Q. In teaching writing classes, what are the three most important pieces of advice you hope your students will absorb?
A. After writing (and sometimes instead of writing, if a novel is giving me fits), I love teaching best. I teach writing workshops, and my favorite moments are when someone discovers the power of storytelling—seeing and feeling the reaction that their own words can evoke in others. After all, that is why we write, isn’t it? And in workshops, that feedback brings almost instant gratification. I have a few pieces of advice that over the years I give to the writers who gather around my dining room table.
The first is: be yourself. The best pieces show a kind of vulnerability and willingness to tell the truth, even if you’re just writing a humor piece about last night’s dinner table. Tell the emotional truth in everything you write, and we’ll follow you anywhere.
The second piece of advice: There is no substitute for actual, you know, sitting down and writing. Planning isn’t writing, researching isn’t writing, and talking about your book certainly isn’t writing. You have to put your butt in the chair and really do it or it won’t get done. Here’s another startling piece of news, that I have to learn again and again, even after so many years: the more time you put in to writing something, the more words you’ll accumulate. It’s startling, I know.

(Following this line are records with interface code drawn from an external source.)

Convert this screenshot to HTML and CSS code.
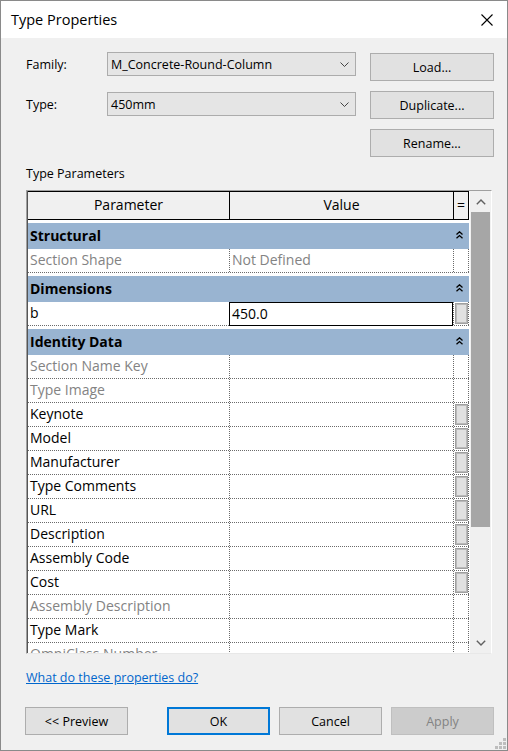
FILE: index.html
```html
<!DOCTYPE html>
<html>
<head>
<meta charset="utf-8">
<title>Type Properties</title>
<link rel="stylesheet" href="styles.css">
</head>
<body>
<div class="window">
  <div class="titlebar">
    <span class="title">Type Properties</span>
    <svg class="close" width="12" height="12" viewBox="0 0 12 12"><path d="M0.5 0.5 L11.5 11.5 M11.5 0.5 L0.5 11.5" stroke="#000" stroke-width="1.1" fill="none"/></svg>
  </div>
  <div class="content">
    <div class="top">
      <div class="fields">
        <div class="field">
          <span class="label">Family:</span>
          <div class="combo"><span>M_Concrete-Round-Column</span><svg class="chev" width="9" height="5" viewBox="0 0 9 5"><path d="M0.5 0.5 L4.5 4.5 L8.5 0.5" stroke="#444" stroke-width="1" fill="none"/></svg></div>
        </div>
        <div class="field">
          <span class="label">Type:</span>
          <div class="combo"><span>450mm</span><svg class="chev" width="9" height="5" viewBox="0 0 9 5"><path d="M0.5 0.5 L4.5 4.5 L8.5 0.5" stroke="#444" stroke-width="1" fill="none"/></svg></div>
        </div>
      </div>
      <div class="side-buttons">
        <div class="btn">Load...</div>
        <div class="btn">Duplicate...</div>
        <div class="btn">Rename...</div>
      </div>
    </div>
    <div class="section-label">Type Parameters</div>
    <div class="frame">
      <div class="grid">
        <div class="row head"><div class="c1">Parameter</div><div class="c2">Value</div><div class="c3">=</div></div>

        <div class="group"><div class="bar"><span>Structural</span><svg class="collapse" width="7" height="8" viewBox="0 0 7 8"><path d="M0.5 3.5 L3.5 0.8 L6.5 3.5 M0.5 7.3 L3.5 4.6 L6.5 7.3" stroke="#000" stroke-width="1.3" fill="none"/></svg></div></div>
        <div class="row ro"><div class="c1">Section Shape</div><div class="c2">Not Defined</div><div class="c3"></div></div>

        <div class="group"><div class="bar"><span>Dimensions</span><svg class="collapse" width="7" height="8" viewBox="0 0 7 8"><path d="M0.5 3.5 L3.5 0.8 L6.5 3.5 M0.5 7.3 L3.5 4.6 L6.5 7.3" stroke="#000" stroke-width="1.3" fill="none"/></svg></div></div>
        <div class="row"><div class="c1">b</div><div class="c2 editing"><div class="edit">450.0</div></div><div class="c3"><div class="cellbtn"></div></div></div>

        <div class="group"><div class="bar"><span>Identity Data</span><svg class="collapse" width="7" height="8" viewBox="0 0 7 8"><path d="M0.5 3.5 L3.5 0.8 L6.5 3.5 M0.5 7.3 L3.5 4.6 L6.5 7.3" stroke="#000" stroke-width="1.3" fill="none"/></svg></div></div>
        <div class="row ro"><div class="c1">Section Name Key</div><div class="c2"></div><div class="c3"></div></div>
        <div class="row ro"><div class="c1">Type Image</div><div class="c2"></div><div class="c3"></div></div>
        <div class="row"><div class="c1">Keynote</div><div class="c2"></div><div class="c3"><div class="cellbtn"></div></div></div>
        <div class="row"><div class="c1">Model</div><div class="c2"></div><div class="c3"><div class="cellbtn"></div></div></div>
        <div class="row"><div class="c1">Manufacturer</div><div class="c2"></div><div class="c3"><div class="cellbtn"></div></div></div>
        <div class="row"><div class="c1">Type Comments</div><div class="c2"></div><div class="c3"><div class="cellbtn"></div></div></div>
        <div class="row"><div class="c1">URL</div><div class="c2"></div><div class="c3"><div class="cellbtn"></div></div></div>
        <div class="row"><div class="c1">Description</div><div class="c2"></div><div class="c3"><div class="cellbtn"></div></div></div>
        <div class="row"><div class="c1">Assembly Code</div><div class="c2"></div><div class="c3"><div class="cellbtn"></div></div></div>
        <div class="row"><div class="c1">Cost</div><div class="c2"></div><div class="c3"><div class="cellbtn"></div></div></div>
        <div class="row ro"><div class="c1">Assembly Description</div><div class="c2"></div><div class="c3"></div></div>
        <div class="row"><div class="c1">Type Mark</div><div class="c2"></div><div class="c3"></div></div>
        <div class="row ro"><div class="c1">OmniClass Number</div><div class="c2"></div><div class="c3"></div></div>
      </div>
      <div class="scrollbar">
        <div class="arrow"><svg width="10" height="6" viewBox="0 0 10 6"><path d="M0.8 5.2 L5 1 L9.2 5.2" stroke="#606060" stroke-width="1.4" fill="none"/></svg></div>
        <div class="thumb"></div>
        <div class="track"></div>
        <div class="arrow"><svg width="10" height="6" viewBox="0 0 10 6"><path d="M0.8 0.8 L5 5 L9.2 0.8" stroke="#606060" stroke-width="1.4" fill="none"/></svg></div>
      </div>
    </div>
    <div class="help-line"><a class="help" href="#">What do these properties do?</a></div>
    <div class="footer">
      <div class="btn preview">&lt;&lt; Preview</div>
      <div class="btn ok">OK</div>
      <div class="btn cancel">Cancel</div>
      <div class="btn apply">Apply</div>
    </div>
  </div>
  <svg class="grip" width="12" height="12" viewBox="0 0 12 12">
    <rect x="9" y="1" width="3" height="3" fill="#bdbdbd"/>
    <rect x="5" y="5" width="3" height="3" fill="#bdbdbd"/>
    <rect x="9" y="5" width="3" height="3" fill="#bdbdbd"/>
    <rect x="1" y="9" width="3" height="3" fill="#bdbdbd"/>
    <rect x="5" y="9" width="3" height="3" fill="#bdbdbd"/>
    <rect x="9" y="9" width="3" height="3" fill="#bdbdbd"/>
  </svg>
</div>
</body>
</html>
```
FILE: styles.css
```css
* { box-sizing: border-box; }
html, body { margin: 0; padding: 0; }
body {
  width: 508px;
  height: 751px;
  overflow: hidden;
  font-family: "Open Sans", "Noto Sans", sans-serif;
  color: #000;
}
.window {
  position: relative;
  width: 508px;
  height: 751px;
  border: 1px solid #8a8a8a;
  background: #f0f0f0;
}
.titlebar {
  height: 37px;
  background: #fff;
  display: flex;
  align-items: center;
  padding: 0 14px 0 10px;
}
.title {
  font-size: 14.5px;
  flex: 1;
}
.close { display: block; }

.content {
  padding: 0 13px 0 25px;
}
.top {
  display: flex;
  gap: 14px;
}
.fields {
  padding-top: 14px;
  display: flex;
  flex-direction: column;
  gap: 16px;
}
.field {
  display: flex;
  align-items: center;
  height: 24px;
}
.label {
  width: 81px;
  font-size: 12.5px;
}
.combo {
  width: 249px;
  height: 24px;
  border: 1px solid #acacac;
  background: #e5e5e5;
  display: flex;
  align-items: center;
  justify-content: space-between;
  padding: 0 6px 0 3px;
  font-size: 12.5px;
}
.chev { display: block; }
.side-buttons {
  padding-top: 15px;
  display: flex;
  flex-direction: column;
  gap: 10px;
}
.btn {
  width: 124px;
  height: 28px;
  border: 1px solid #adadad;
  background: #e1e1e1;
  display: flex;
  align-items: center;
  justify-content: center;
  font-size: 12.5px;
}

.section-label {
  margin-top: 9px;
  line-height: 16px;
  font-size: 12.5px;
}
.frame {
  margin-top: 8px;
  width: 466px;
  height: 464px;
  border-top: 1px solid #a0a0a0;
  border-left: 1px solid #a0a0a0;
  border-right: 1px solid #ffffff;
  border-bottom: 1px solid #e8e8e8;
  display: flex;
}
.grid {
  width: 442px;
  height: 462px;
  overflow: hidden;
  background: #fff;
  border-left: 1px solid #555;
  font-size: 14px;
}
.row {
  display: flex;
  height: 24px;
  border-bottom: 1px dotted #6a6a6a;
  line-height: 22px;
}
.row > div {
  height: 100%;
  border-right: 1px dotted #6a6a6a;
  white-space: nowrap;
  overflow: hidden;
}
.c1 { width: 202px; padding-left: 2px; }
.c2 { width: 224px; padding-left: 2px; }
.c3 { width: 15px; }
.row.ro { color: #838383; }

.row.head {
  height: 29px;
  line-height: 26px;
  border-top: 1px solid #000;
  border-bottom: 1px solid #000;
  background: #f0f0f0;
}
.row.head > div {
  border-right: 1px solid #000;
  text-align: center;
  padding-left: 0;
}

.group {
  padding-top: 3px;
  background: #fff;
}
.group .bar {
  height: 26px;
  background: #99b4d1;
  display: flex;
  align-items: center;
  justify-content: space-between;
  padding: 0 6px 2px 2px;
  font-weight: bold;
}
.collapse { display: block; margin-top: -1px; }

.c2.editing {
  position: relative;
  overflow: visible;
}
.edit {
  position: absolute;
  left: -1px;
  top: 0;
  width: 224px;
  height: 24px;
  border: 1px solid #000;
  background: #fff;
  padding-left: 2px;
  line-height: 21px;
  color: #000;
}
.cellbtn {
  margin: 1px 0 0 1px;
  width: 13px;
  height: 21px;
  background: #e1e1e1;
  border: 1px solid #a0a0a0;
  box-shadow: inset 0 0 0 1px #b9b9b9;
}

.scrollbar {
  width: 22px;
  height: 462px;
  border-left: 1px solid #fff;
  background: #f0f0f0;
  display: flex;
  flex-direction: column;
}
.arrow {
  height: 21px;
  display: flex;
  align-items: center;
  justify-content: center;
}
.arrow svg { display: block; }
.thumb {
  margin-left: 1px;
  width: 19px;
  height: 315px;
  background: #a6a6a6;
}
.track { flex: 1; }

.help-line {
  margin-top: 13px;
  line-height: 18px;
  height: 18px;
}
.help {
  font-size: 12.5px;
  color: #0066cc;
  text-decoration: underline;
}
.footer {
  display: flex;
  margin-top: 22px;
  margin-left: -1px;
}
.footer .btn {
  width: 103px;
}
.footer .ok {
  margin-left: 39px;
  border: 2px solid #0078d7;
}
.footer .cancel { margin-left: 9px; }
.footer .apply {
  margin-left: 9px;
  background: #cccccc;
  border-color: #bfbfbf;
  color: #838383;
}
.grip {
  position: absolute;
  right: 1px;
  bottom: 1px;
}
```
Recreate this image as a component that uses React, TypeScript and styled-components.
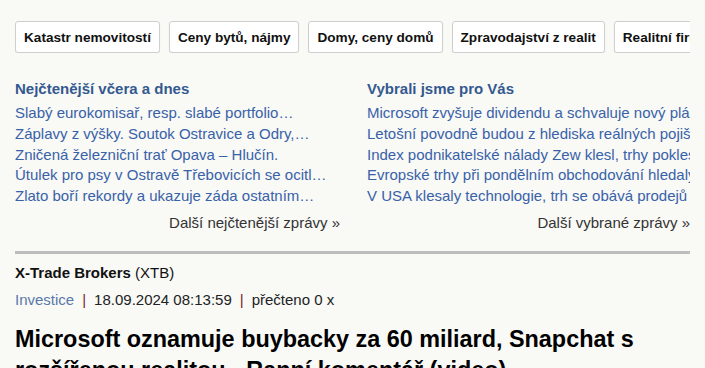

Third (and most important): Don’t think you’re going to be able to write the final draft first. Being a writer requires that you get over the fact that you are going to write badly, (sometimes very badly) and that first drafts suck, and that you will re-read what you’ve written and want to go seek employment cleaning out sewer lines. Take comfort in the knowledge that all writers have to deal with the fact of the Horrible First Draft, and that things only get better when you’ve rehashed the same material many, many times. Many. You wouldn’t believe how many. Tell yourself you’re in no hurry, and that this is where the fun is. Learn to love revision.